6  Expected value

Summary

  • The expected value of a gamble is the average outcome in the long run, calculated as the probability-weighted sum of potential outcomes.
  • For a gamble with n possible outcomes x_i, each occuring the probability p_i, the expected value is expressed as:

\begin{align*} \mathbb{E}[X]&= p_1x_1 + p_2x_2 + ... + p_nx_n \\[6pt] &=\sum_{i=1}^n p_ix_i \end{align*}



6.1 Introduction

The expected value of a gamble is the amount you can expect to win on average, in the long run, when you play a gamble.

Suppose I offer to flip a coin. I give you $1 if it is heads and you will give me $1 if it is tails. What is the expected value of this gamble?

The expected value is $0. You lose $1 half the time and gain $1 half the time.

Formally, given a gamble, the expected value E[X] of the random variable X is the probability-weighted sum of the potential outcomes. That is, we calculate the expected value by multiplying each possible outcome by the probability with which it occurs.

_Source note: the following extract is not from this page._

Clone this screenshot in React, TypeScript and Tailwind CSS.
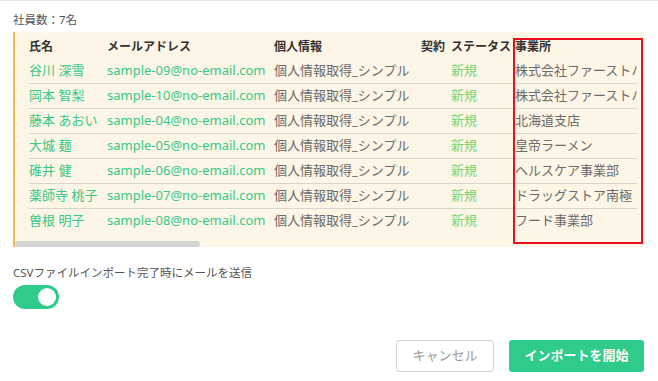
const rows = [
  { name: "谷川 深雪", email: "sample-09@no-email.com", office: "株式会社ファーストハウス" },
  { name: "岡本 智梨", email: "sample-10@no-email.com", office: "株式会社ファーストハウス" },
  { name: "藤本 あおい", email: "sample-04@no-email.com", office: "北海道支店" },
  { name: "大城 麺", email: "sample-05@no-email.com", office: "皇帝ラーメン" },
  { name: "碓井 健", email: "sample-06@no-email.com", office: "ヘルスケア事業部" },
  { name: "薬師寺 桃子", email: "sample-07@no-email.com", office: "ドラッグストア南極" },
  { name: "曽根 明子", email: "sample-08@no-email.com", office: "フード事業部" },
];

const cols = "grid grid-cols-[78px_167px_147px_30px_64px_123px]";

export default function App() {
  return (
    <div
      className="h-[381px] w-[658px] overflow-hidden border-t border-[#e6e6e6] bg-white pl-[13px] pr-[14px] pt-[11px]"
      style={{ fontFamily: '"Noto Sans", "Noto Sans CJK JP", sans-serif' }}
    >
      <p className="h-4 text-[11.5px] leading-4 text-[#555]">社員数：7名</p>

      <div className="relative mt-[4px] border-l-2 border-[#f8b64c] bg-[#fdf5e5] pr-[7px] pt-[4px]">
        <div className={`${cols} h-[22px] items-center pl-[14px] text-[12px] font-bold text-[#333]`}>
          <span>氏名</span>
          <span>メールアドレス</span>
          <span>個人情報</span>
          <span>契約</span>
          <span>ステータス</span>
          <span>事業所</span>
        </div>
        <div className="ml-[14px]">
          {rows.map((r, i) => (
            <div
              key={r.email}
              className={`${cols} h-[25px] items-center whitespace-nowrap text-[13px] ${
                i > 0 ? "border-t border-[#d9d4ca]" : ""
              }`}
            >
              <span className="text-[#35c98a]">{r.name}</span>
              <span className="text-[#35c98a]">{r.email}</span>
              <span className="text-[#6b6b6b]">個人情報取得_シンプル</span>
              <span />
              <span className="text-[#74d67c]">新規</span>
              <span className="overflow-hidden text-[#6b6b6b]">{r.office}</span>
            </div>
          ))}
        </div>
        <div className="mt-[8px] h-[6px] w-[185px] rounded-full bg-[#d4d4d4]" />

        {/* highlight round the 事業所 column */}
        <div className="pointer-events-none absolute left-[498px] top-[6px] h-[206px] w-[130px] border-2 border-[#e8101a]" />
      </div>

      <p className="mt-[18px] h-4 text-[11.5px] leading-4 text-[#555]">CSVファイルインポート完了時にメールを送信</p>

      <div className="mt-[4px] flex h-6 w-[46px] items-center justify-end rounded-full bg-[#2fcb8a] pr-[3px]">
        <div className="h-[18px] w-[18px] rounded-full bg-white" />
      </div>

      <div className="mt-[31px] flex justify-end gap-[15px]">
        <button className="h-8 w-[98px] rounded-[3px] border border-[#cfcfcf] bg-white text-[13px] text-[#9a9a9a]">
          キャンセル
        </button>
        <button className="h-8 w-[135px] rounded-[3px] bg-[#2fcb8a] text-[13px] font-bold text-white">
          インポートを開始
        </button>
      </div>
    </div>
  );
}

For the coin flip example, you multiply the 50% probability of heads by the $1 outcome and the 50% probability of tails by the -$1 outcome.

Probability Outcome
50% +$1
50% -$1

E[X]=0.5 \times 1 + 0.5 \times (-1) = 0

We calculate the expected value of a gamble with n possible outcomes using the following equation:

\begin{align*} E[X]&=p_1x_1+p_2x_2+...+p_nx_n \\[6pt] &=\sum_{i=1}^np_ix_i \end{align*}

In this equation, p_i is the probability of outcome x_i.

For those unfamiliar with the mathematical notation in the second line, the large symbol sigma allows us to write what could be a long expression much more succinctly. It means that we sum the term p_ix_i for each value of i for 1 through to n. We sum p_1x_1 with p_2x_2 and so on until we reach p_nx_n. Breaking it down this way shows that the second line is equivalent to what I wrote in the first line.

6.2 Expected value examples

I will now illustrate the concept of expected value with some simple examples.

6.2.1 Example 1

You are offered a bet with a 50% chance of winning $10 and a 50% chance of losing $8.

The expected value of the gamble X is:

\begin{align*} E[X]&=\sum_{i=1}^n p_ix_i \\[12pt] &=0.5\times 10+0.5\times (-8) \\[6pt] &=\$1 \end{align*}

Relating back to my earlier explanation of the summation symbol, here we have n=2 outcomes. We sum p_1=0.5 multiplied by x_1=10 with p_2=0.5 multiplied by x_2=-8.

Suppose your chance of winning increases to 60%. The expected value of the gamble is:

\begin{align*} E[X]&=\sum_{i=1}^n p_ix_i \\[12pt] &=0.6\times 10+0.4\times (-8) \\[6pt] &=\$2.80 \end{align*}

6.2.2 Example 2

You are offered a bet with a 50% chance of winning 50% of your wealth and a 50% chance of losing 40% of your wealth.

The expected value of the bet is:

\begin{align*} E[X]&=\sum_{i=1}^n p_ix_i \\[12pt] &=0.5\times 0.5W+0.5\times (-0.4W) \\[6pt] &=0.05W \end{align*}

The expected value is 5% of your wealth.